Het Boek

2 Samuël 13:10-32-33 Het Boek (HTB)

10. Toen zei hij tegen Tamar: ‘Breng me nu het eten opnieuw hier in mijn slaapkamer en geef het mij aan.’

11. Tamar bracht het naar hem toe, maar toen zij voor hem stond, greep hij haar en zei: ‘Kom bij mij in bed.’

12. ‘O Amnon,’ riep zij. ‘Doe niet zo dom! Doe mij dit niet aan! Je weet heel goed dat dit een grote misdaad is in Israël.

13. Waar zou ik met mijn schande naartoe moeten? En jij zou als een van de grootste dwazen in Israël worden beschouwd. Alsjeblieft, vraag het dan gewoon aan de koning. Die zal je heus wel toestaan met mij te trouwen.’

14. Maar hij luisterde niet naar haar en omdat hij sterker was, wist hij haar te overmeesteren en verkrachtte haar.

15. Maar plotseling sloeg zijn liefde om in haat en zijn afkeer van haar was nu groter dan zijn liefde ooit was geweest. ‘Verdwijn!’ snauwde hij haar toe.

16. ‘Nee, alsjeblieft,’ riep zij. ‘Als je me nu afwijst, is dat een nog grotere misdaad dan wat je me net hebt aangedaan.’ Maar hij luisterde niet.

17-18. Hij riep zijn bediende en beval: ‘Gooi haar eruit en doe de deur op slot.’ Zo werd Tamar buiten de deur gezet. Zij droeg een lange jurk met mouwen, zoals in die tijd de gewoonte was voor maagdelijke dochters van de koning.

19. Zij scheurde de jurk kapot en legde as op haar hoofd en met de handen voor haar gezicht liep zij huilend weg.

20. Haar broer Absalom vroeg haar: ‘Is het waar dat Amnon bij je is geweest? Stil maar, gelukkig is het binnen de familie gebleven. Je hoeft je nergens zorgen over te maken.’ Zo nam Tamar als een eenzame vrouw haar intrek in Absaloms verblijven.

21. Toen koning David hoorde wat er was gebeurd, werd hij erg kwaad.

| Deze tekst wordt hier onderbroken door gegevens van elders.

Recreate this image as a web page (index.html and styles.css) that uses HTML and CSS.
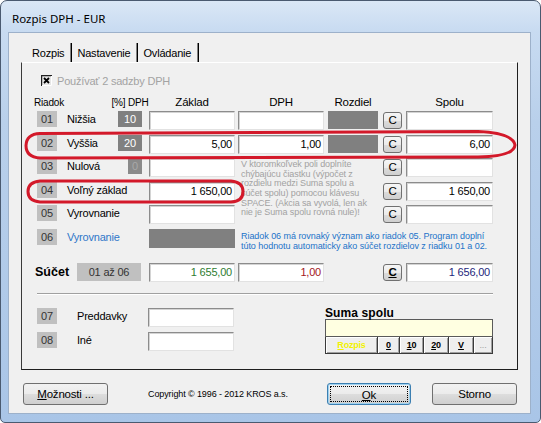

22. Absalom sprak niet met Amnon over deze zaak. Hij haatte hem echter hartgrondig om wat hij zijn zuster had aangedaan.

23-24. Twee jaar later, toen Absaloms schapen werden geschoren in Baäl-Hazor in Efraïm, nodigde Absalom zijn vader en al zijn broers uit het schaapscheerdersfeest bij te wonen.

25. De koning ging echter niet op de uitnodiging in. ‘We kunnen toch niet allemaal komen, mijn jongen, we zouden je maar tot last zijn,’ zei hij. Absalom probeerde hem over te halen, maar hij wilde niet komen, al bedankte hij Absalom wel voor de uitnodiging.

26. ‘Als u dan niet wilt komen,’ opperde Absalom, ‘kunt u mijn broer Amnon dan niet sturen?’ ‘Waarom Amnon?’ vroeg de koning.

27. Absalom bleef echter aandringen tot de koning toegaf en al zijn zonen toestemming gaf te gaan, ook Amnon.

28. Intussen instrueerde Absalom zijn mannen: ‘Wacht tot Amnon dronken wordt en dood hem dan op mijn teken. Wees niet bang. Ik neem de verantwoording op me. Vat moed en voer mijn opdracht uit!’

29. Zo werd Amnon vermoord. De andere zonen van de koning sprongen op hun muildieren en gingen er vandoor.

30. Terwijl zij nog onderweg waren naar Jeruzalem, kreeg de koning de boodschap: ‘Absalom heeft al uw zonen gedood, niemand is in leven gebleven!’

31. De koning sprong overeind, scheurde zijn mantel en liet zich languit op de grond vallen. Overmand door verdriet en afschuw volgden zijn dienaren zijn voorbeeld.

32-33. Maar precies op dat moment kwam Jonadab, de zoon van Davids broer Simea, binnen en zei: ‘Nee, ze zijn niet allemaal vermoord! Het was alleen Amnon! Absalom is dit al van plan geweest sinds het moment dat Amnon Tamar verkrachtte. Uw zonen zijn niet allemaal dood! Het ging alleen om Amnon.’